• _Written problem_
Locate the lines where "html" occurs and copy them as they stand.

• _Dataset content_
[START]

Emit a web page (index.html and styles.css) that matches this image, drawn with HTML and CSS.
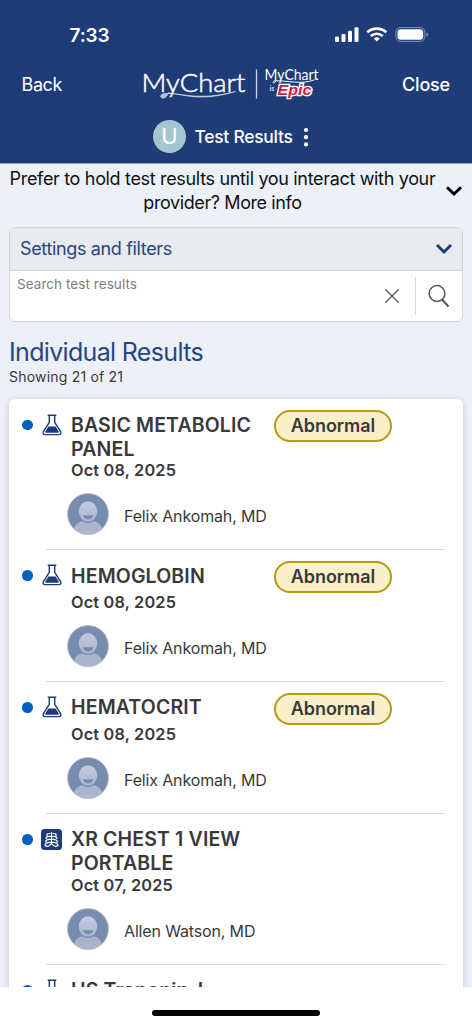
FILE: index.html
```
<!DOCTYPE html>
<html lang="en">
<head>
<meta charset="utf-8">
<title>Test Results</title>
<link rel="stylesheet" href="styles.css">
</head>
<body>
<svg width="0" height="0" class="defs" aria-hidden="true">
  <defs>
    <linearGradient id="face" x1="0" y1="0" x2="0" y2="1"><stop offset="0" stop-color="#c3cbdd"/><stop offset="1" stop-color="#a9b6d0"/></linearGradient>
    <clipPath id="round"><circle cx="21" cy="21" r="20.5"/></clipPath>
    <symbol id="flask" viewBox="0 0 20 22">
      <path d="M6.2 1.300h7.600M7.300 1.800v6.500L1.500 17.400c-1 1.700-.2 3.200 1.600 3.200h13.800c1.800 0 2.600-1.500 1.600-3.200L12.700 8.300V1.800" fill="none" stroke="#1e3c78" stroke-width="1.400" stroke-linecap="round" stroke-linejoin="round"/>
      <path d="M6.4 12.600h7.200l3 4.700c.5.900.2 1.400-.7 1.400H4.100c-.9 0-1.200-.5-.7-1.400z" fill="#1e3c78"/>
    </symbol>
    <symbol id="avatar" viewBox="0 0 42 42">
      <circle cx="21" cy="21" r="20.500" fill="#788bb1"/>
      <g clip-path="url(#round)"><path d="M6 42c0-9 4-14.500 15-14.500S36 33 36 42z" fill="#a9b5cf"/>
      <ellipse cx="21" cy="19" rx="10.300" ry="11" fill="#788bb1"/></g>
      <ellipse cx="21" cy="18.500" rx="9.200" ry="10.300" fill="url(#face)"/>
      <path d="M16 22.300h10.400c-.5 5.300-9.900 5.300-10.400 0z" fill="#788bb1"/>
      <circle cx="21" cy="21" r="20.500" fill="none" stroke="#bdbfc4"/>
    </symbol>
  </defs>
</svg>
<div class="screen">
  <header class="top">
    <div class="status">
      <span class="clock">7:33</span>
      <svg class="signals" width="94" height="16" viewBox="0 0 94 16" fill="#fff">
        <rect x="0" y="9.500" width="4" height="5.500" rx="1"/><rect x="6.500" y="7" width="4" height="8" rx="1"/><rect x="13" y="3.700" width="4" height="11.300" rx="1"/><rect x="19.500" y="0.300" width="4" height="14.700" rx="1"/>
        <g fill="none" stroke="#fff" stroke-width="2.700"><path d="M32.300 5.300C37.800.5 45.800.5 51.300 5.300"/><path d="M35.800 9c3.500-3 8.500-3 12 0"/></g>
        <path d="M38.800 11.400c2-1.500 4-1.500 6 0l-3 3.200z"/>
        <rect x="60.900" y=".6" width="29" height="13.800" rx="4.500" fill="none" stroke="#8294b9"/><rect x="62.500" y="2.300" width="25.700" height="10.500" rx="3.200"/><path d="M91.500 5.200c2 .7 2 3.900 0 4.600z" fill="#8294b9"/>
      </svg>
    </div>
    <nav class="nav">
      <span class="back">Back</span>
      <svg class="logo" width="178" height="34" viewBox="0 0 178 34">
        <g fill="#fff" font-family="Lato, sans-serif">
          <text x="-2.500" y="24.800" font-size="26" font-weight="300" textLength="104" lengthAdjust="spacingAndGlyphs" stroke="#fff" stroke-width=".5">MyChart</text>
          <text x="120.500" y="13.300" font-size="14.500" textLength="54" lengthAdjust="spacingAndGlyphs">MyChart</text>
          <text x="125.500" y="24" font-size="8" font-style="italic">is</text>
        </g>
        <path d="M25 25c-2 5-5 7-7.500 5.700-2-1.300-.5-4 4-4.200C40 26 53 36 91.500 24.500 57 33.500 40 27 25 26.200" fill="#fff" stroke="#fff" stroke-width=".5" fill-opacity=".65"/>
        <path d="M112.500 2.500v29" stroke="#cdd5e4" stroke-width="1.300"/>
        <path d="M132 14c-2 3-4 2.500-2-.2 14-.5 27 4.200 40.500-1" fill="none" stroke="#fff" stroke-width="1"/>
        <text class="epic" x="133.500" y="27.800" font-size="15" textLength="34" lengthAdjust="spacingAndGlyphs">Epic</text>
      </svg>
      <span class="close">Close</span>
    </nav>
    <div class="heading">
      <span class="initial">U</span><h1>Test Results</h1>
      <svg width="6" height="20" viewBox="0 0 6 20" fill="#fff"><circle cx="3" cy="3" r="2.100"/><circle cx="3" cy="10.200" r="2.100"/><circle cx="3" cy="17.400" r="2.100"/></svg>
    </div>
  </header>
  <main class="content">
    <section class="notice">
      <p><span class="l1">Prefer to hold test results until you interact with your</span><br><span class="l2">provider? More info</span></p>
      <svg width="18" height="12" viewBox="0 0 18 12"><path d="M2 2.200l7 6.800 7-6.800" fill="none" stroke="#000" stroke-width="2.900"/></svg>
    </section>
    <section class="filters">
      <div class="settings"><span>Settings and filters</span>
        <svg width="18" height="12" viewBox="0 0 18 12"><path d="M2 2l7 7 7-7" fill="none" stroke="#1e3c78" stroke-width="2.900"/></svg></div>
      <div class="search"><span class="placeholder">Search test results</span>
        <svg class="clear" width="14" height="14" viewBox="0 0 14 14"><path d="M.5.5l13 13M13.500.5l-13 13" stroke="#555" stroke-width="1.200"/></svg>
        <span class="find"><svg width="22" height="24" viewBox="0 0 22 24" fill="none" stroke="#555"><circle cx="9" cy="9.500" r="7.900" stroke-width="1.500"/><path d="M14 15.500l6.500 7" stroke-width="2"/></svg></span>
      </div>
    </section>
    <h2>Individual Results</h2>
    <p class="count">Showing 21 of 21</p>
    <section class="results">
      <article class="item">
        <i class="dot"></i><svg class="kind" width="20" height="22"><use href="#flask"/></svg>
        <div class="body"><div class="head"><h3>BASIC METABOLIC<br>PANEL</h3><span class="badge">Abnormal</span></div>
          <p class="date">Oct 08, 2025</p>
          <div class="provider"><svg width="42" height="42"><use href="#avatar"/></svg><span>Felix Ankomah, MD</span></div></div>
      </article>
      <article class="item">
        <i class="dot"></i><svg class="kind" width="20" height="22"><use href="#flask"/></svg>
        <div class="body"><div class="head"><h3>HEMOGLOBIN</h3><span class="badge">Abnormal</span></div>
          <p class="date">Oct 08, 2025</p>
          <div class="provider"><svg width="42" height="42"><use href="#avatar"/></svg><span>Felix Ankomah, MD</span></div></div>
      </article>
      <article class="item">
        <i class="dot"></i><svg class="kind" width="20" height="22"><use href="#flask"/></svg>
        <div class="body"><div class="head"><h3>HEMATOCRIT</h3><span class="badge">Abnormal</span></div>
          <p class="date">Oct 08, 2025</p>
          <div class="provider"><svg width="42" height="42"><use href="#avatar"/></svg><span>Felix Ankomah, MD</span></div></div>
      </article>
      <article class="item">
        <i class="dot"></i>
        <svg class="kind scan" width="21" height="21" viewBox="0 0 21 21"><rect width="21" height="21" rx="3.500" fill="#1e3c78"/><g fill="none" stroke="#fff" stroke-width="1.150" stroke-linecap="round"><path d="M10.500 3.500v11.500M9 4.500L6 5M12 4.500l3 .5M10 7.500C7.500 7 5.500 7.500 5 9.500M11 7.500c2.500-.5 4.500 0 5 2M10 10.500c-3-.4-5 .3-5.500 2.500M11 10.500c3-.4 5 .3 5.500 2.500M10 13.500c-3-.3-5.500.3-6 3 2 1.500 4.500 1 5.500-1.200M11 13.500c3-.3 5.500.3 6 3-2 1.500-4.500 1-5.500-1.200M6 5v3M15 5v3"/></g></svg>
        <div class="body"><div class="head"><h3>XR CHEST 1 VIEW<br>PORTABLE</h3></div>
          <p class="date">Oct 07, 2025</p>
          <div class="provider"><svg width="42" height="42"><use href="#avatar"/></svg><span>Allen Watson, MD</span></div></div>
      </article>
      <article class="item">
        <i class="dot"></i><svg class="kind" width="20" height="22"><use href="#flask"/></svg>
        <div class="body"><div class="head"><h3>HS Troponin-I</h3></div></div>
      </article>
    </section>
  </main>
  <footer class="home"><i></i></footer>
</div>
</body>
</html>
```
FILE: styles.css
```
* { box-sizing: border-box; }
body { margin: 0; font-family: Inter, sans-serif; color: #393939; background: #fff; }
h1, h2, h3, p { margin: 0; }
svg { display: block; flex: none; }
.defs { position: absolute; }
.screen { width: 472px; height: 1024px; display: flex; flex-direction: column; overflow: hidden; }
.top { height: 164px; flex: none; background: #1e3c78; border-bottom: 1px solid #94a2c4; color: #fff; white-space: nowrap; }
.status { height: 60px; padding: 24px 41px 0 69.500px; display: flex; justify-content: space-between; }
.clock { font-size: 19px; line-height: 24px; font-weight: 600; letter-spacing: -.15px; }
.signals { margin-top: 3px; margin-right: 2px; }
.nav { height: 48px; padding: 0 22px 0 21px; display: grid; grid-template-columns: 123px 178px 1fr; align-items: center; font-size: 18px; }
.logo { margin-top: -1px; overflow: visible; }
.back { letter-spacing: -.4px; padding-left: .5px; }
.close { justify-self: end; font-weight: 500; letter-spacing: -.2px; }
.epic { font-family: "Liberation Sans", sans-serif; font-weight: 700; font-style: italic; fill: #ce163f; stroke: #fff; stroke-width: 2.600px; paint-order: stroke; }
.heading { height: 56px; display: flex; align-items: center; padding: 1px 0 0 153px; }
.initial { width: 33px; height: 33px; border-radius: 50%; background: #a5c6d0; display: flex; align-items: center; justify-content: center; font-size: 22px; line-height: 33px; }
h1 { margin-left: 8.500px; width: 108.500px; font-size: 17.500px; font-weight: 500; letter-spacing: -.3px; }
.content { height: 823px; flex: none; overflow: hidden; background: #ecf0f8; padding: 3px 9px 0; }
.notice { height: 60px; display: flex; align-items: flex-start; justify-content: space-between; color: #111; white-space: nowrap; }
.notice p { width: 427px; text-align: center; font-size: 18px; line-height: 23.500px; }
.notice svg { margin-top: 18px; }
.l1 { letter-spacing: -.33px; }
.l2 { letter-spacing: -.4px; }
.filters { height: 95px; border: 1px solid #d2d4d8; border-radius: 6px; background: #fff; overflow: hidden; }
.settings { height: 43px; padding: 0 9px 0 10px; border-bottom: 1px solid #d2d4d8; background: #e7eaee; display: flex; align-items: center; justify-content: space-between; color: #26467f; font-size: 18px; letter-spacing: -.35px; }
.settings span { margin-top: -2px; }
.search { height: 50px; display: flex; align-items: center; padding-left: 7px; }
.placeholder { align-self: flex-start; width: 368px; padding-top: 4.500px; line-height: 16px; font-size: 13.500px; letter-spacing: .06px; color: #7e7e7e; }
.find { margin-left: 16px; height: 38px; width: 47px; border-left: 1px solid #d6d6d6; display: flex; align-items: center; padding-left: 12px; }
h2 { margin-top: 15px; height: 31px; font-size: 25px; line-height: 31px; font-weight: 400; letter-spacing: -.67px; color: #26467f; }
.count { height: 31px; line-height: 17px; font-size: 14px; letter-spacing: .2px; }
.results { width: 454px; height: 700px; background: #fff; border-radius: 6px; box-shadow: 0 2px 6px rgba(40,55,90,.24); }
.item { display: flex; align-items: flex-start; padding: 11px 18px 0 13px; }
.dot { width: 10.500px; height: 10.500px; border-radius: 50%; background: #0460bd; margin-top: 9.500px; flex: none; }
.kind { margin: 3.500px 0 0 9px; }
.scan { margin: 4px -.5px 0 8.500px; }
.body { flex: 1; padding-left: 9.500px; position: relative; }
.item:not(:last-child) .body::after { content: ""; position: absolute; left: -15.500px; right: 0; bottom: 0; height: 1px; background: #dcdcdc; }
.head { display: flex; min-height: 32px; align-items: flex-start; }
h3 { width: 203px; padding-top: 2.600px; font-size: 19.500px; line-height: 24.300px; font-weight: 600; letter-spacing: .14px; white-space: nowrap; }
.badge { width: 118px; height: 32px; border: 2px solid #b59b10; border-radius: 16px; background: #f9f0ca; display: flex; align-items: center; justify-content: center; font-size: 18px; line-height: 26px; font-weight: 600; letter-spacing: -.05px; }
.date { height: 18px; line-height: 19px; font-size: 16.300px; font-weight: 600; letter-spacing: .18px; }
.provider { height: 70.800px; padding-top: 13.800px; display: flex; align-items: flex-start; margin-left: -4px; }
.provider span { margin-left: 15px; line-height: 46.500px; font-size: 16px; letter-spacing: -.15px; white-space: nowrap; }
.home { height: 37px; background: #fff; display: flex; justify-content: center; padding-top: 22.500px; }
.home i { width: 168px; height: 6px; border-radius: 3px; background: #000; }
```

[END]

• _Answer to the task_
Emit a web page (index.html and styles.css) that matches this image, drawn with HTML and CSS.
FILE: index.html
<!DOCTYPE html>
<html lang="en">
</html>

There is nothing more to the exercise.